Scientific classification (disputed)
- Kingdom: Animalia
- Phylum: Chordata
- Class: Aves
- Order: Psittaciformes
- Family: Psittacidae
- Genus: Pionites
- Species: P. leucogaster
- Subspecies: P. l. xanthomerius
- Trinomial name: Pionites leucogaster xanthomerius
- Synonyms: P. leucogaster xanthomerius; P. xanthomerius (Sclater, 1858);

= Black-legged parrot =

Species of bird

The black-legged parrot (Pionites leucogaster xanthomerius or Pionites xanthomerius), also known as the western white-bellied parrot, is a bird in subfamily Arinae of the family Psittacidae, the African and New World parrots. It is found in Bolivia, Brazil, and Peru.
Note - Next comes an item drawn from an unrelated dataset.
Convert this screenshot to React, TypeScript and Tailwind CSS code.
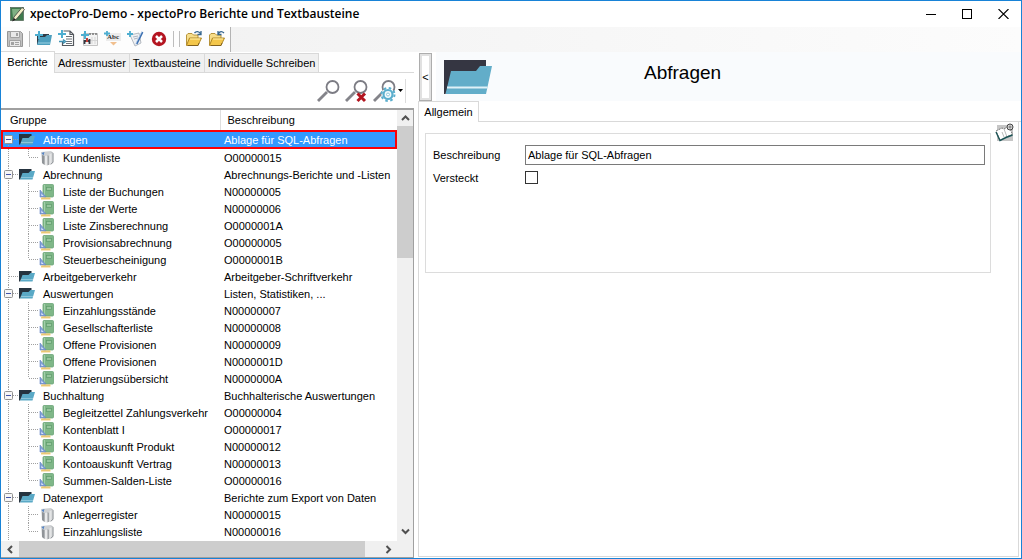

The South American Classification Committee of the American Ornithological Society, the International Ornithological Committee, and the Clements taxonomy treat the black-legged parrot as a subspecies of the white-bellied parrot (P. leucogaster). BirdLife International's Handbook of the Birds of the World (HBW) considers it a full species.

Despite its population being in decline due to ongoing habitat loss, the IUCN classifies it as being of Least Concern, citing its large range and relatively slow decline.